Many people underestimate the longevity of web applications. The lifecycle in enterprise projects is different, and longer than well, than that of your average marketing campain web site / landing page.
Companies are protective of their investments (rightfully so) - and there is just no way, that an application is rewritten, just because a new framework is released. I really don't want to know how many GWT apps are still alive and kicking (kicking their developers' asses, that is. Anybody who had to debug such a thing might know what I mean... ;))
And Angular and AngularJS 1.x simply are two different frameworks. The fact that they share the brand name and Google as the corporate sponsor, and the people working on Angular who have been formerly AngularJS developers should not fool anybody. Not even the utilities that have been provided to help ease migrations, can hide the fact that every migration of an AngularJS app to an Angular app is a rewrite.
There aren't very many arguments for choosing AngularJS for a new project (half a decade ago, that was different). The rare exception might be the combination of a short lived project and a developer is already very familiar with it, maybe. But then I agree with @cjbrooks12
- Vue would be the more plausible choice.
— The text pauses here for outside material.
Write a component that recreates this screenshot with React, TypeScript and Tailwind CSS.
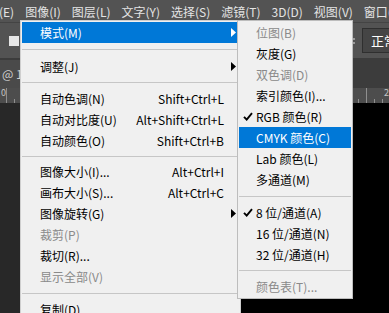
import React from 'react';

type Row =
  | { kind: 'item'; label: string; shortcut?: string; arrow?: boolean; active?: boolean; disabled?: boolean; checked?: boolean }
  | { kind: 'sep'; cls: string };

const topMenus = ['编辑(E)', '图像(I)', '图层(L)', '文字(Y)', '选择(S)', '滤镜(T)', '3D(D)', '视图(V)', '窗口(W)'];

const imageMenu: Row[] = [
  { kind: 'item', label: '模式(M)', arrow: true, active: true },
  { kind: 'sep', cls: 'h-[13px] pt-[6px]' },
  { kind: 'item', label: '调整(J)', arrow: true },
  { kind: 'sep', cls: 'h-[11px] pt-[5px]' },
  { kind: 'item', label: '自动色调(N)', shortcut: 'Shift+Ctrl+L' },
  { kind: 'item', label: '自动对比度(U)', shortcut: 'Alt+Shift+Ctrl+L' },
  { kind: 'item', label: '自动颜色(O)', shortcut: 'Shift+Ctrl+B' },
  { kind: 'sep', cls: 'h-[10px] pt-[5px]' },
  { kind: 'item', label: '图像大小(I)...', shortcut: 'Alt+Ctrl+I' },
  { kind: 'item', label: '画布大小(S)...', shortcut: 'Alt+Ctrl+C' },
  { kind: 'item', label: '图像旋转(G)', arrow: true },
  { kind: 'item', label: '裁剪(P)', disabled: true },
  { kind: 'item', label: '裁切(R)...' },
  { kind: 'item', label: '显示全部(V)', disabled: true },
  { kind: 'sep', cls: 'h-[12px] pt-[6px]' },
  { kind: 'item', label: '复制(D)...' },
  { kind: 'item', label: '应用图像(Y)...' },
];

const modeMenu: Row[] = [
  { kind: 'item', label: '位图(B)', disabled: true },
  { kind: 'item', label: '灰度(G)' },
  { kind: 'item', label: '双色调(D)', disabled: true },
  { kind: 'item', label: '索引颜色(I)...' },
  { kind: 'item', label: 'RGB 颜色(R)', checked: true },
  { kind: 'item', label: 'CMYK 颜色(C)', active: true },
  { kind: 'item', label: 'Lab 颜色(L)' },
  { kind: 'item', label: '多通道(M)' },
  { kind: 'sep', cls: 'h-[12px] pt-[6px]' },
  { kind: 'item', label: '8 位/通道(A)', checked: true },
  { kind: 'item', label: '16 位/通道(N)' },
  { kind: 'item', label: '32 位/通道(H)' },
  { kind: 'sep', cls: 'h-[11px] pt-[5px]' },
  { kind: 'item', label: '颜色表(T)...', disabled: true },
];

const Arrow = ({ white }: { white?: boolean }) => (
  <svg width="5" height="9" viewBox="0 0 5 9">
    <path d="M0 0 L5 4.5 L0 9 Z" fill={white ? '#ffffff' : '#000000'} />
  </svg>
);

const Check = () => (
  <svg width="10" height="9" viewBox="0 0 10 9">
    <path d="M1 4.8 L3.7 7.6 L9 1.2" stroke="#000" strokeWidth="1.9" fill="none" />
  </svg>
);

const Separator = ({ cls }: { cls: string }) => (
  <div className={cls}>
    <div className="h-px bg-[#c6c6c6]" />
  </div>
);

const MainItem = ({ row }: { row: Extract<Row, { kind: 'item' }> }) => {
  const color = row.active ? 'bg-[#0078d7] text-white' : row.disabled ? 'text-[#8a8a8a]' : 'text-black';
  return (
    <div className={`h-[21px] flex items-center pl-[18px] ${color}`}>
      <span className="whitespace-nowrap">{row.label}</span>
      <span className="flex-1" />
      {row.shortcut && <span className="whitespace-nowrap">{row.shortcut}</span>}
      <span className="w-[15px] h-full flex items-center pl-[7px]">{row.arrow && <Arrow white={row.active} />}</span>
    </div>
  );
};

const SubItem = ({ row }: { row: Extract<Row, { kind: 'item' }> }) => {
  const color = row.active ? 'bg-[#0078d7] text-white' : row.disabled ? 'text-[#8a8a8a]' : 'text-black';
  return (
    <div className={`relative h-[21px] flex items-center pl-[17px] ${color}`}>
      {row.checked && (
        <span className="absolute left-[4px] top-[6px]">
          <Check />
        </span>
      )}
      <span className="whitespace-nowrap">{row.label}</span>
    </div>
  );
};

const RulerTicks = ({ offset }: { offset: number }) => (
  <svg width="389" height="15" className="block">
    {Array.from({ length: 50 }).map((_, i) => {
      const x = offset + i * 8;
      const h = i % 5 === 0 ? 15 : 4;
      return <rect key={i} x={x} y={15 - h} width="1" height={h} fill="#8f8f8f" />;
    })}
  </svg>
);

export default function App() {
  return (
    <div className="relative w-[389px] h-[313px] overflow-hidden bg-[#282828] text-[12px] font-['Noto_Sans_CJK_SC','Microsoft_YaHei',sans-serif]">
      {/* menu bar */}
      <div className="h-[22px] pt-[2px] bg-[#535353] flex items-center gap-[11px] text-[#e4e4e4] whitespace-nowrap">
        {topMenus.map((m, i) => (
          <span key={m} className={i === 0 ? 'ml-[-25px]' : ''}>
            {m}
          </span>
        ))}
      </div>

      {/* options bar */}
      <div className="h-[36px] bg-[#535353] border-t border-[#444444] flex items-center relative">
        <div className="ml-[9px] w-[10px] h-[10px] bg-[#e6e6e6]" />
        <div className="ml-auto flex items-center gap-[7px]">
          <div className="flex flex-col gap-[2px]">
            <span className="w-[2px] h-[2px] bg-[#9a9a9a]" />
            <span className="w-[2px] h-[2px] bg-[#9a9a9a]" />
          </div>
          <div className="w-[40px] h-[25px] mr-[-13px] bg-[#454545] border border-[#2f2f2f] text-white text-[13px] flex items-center pl-[8px]">
            正常
          </div>
        </div>
      </div>

      {/* doc tabs */}
      <div className="h-[30px] bg-[#3c3c3c] flex items-end">
        <div className="h-[28px] w-[150px] bg-[#4a4a4a] text-[#cfcfcf] flex items-center whitespace-nowrap">
          <span className="w-[60px] ml-[-60px] text-right overflow-hidden">未标题-1</span>
          <span className="ml-[2px]">@ 100%</span>
        </div>
      </div>

      {/* ruler */}
      <div className="relative h-[15px] bg-[#4d4d4d]">
        <RulerTicks offset={6} />
        <span className="absolute left-[1px] top-[0px] text-[9px] leading-[10px] text-[#c4c4c4]">0</span>
        <span className="absolute left-[384px] top-[0px] text-[9px] leading-[10px] text-[#c4c4c4]">2</span>
      </div>

      {/* canvas */}
      <div className="flex h-[210px]">
        <div className="w-[30px] bg-[#282828]" />
        <div className="flex-1 bg-black" />
      </div>

      {/* 图像 dropdown */}
      <div className="absolute left-[20px] top-[20px] w-[221px] h-[320px] bg-[#f0f0f0] border border-[#cfcfcf] p-[1px]">
        {imageMenu.map((r, i) =>
          r.kind === 'sep' ? <Separator key={i} cls={r.cls} /> : <MainItem key={i} row={r} />
        )}
      </div>

      {/* 模式 submenu */}
      <div className="absolute left-[237px] top-[20px] w-[116px] bg-[#f0f0f0] border border-[#bdbdbd] p-[1px]">
        {modeMenu.map((r, i) =>
          r.kind === 'sep' ? <Separator key={i} cls={r.cls} /> : <SubItem key={i} row={r} />
        )}
      </div>
    </div>
  );
}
Actually, for a green field project I'd think most current frameworks are fair game. I've been working with Angular since beta7 (that is somewhat over two-and-a-half years now), and am happy with it. I think the component-based architecture will, with the advent of web components, lead to a better interoperability in the long run, so that need for re-writes will decrease in the future (or less idealistically speaking, they'll at least become cheaper).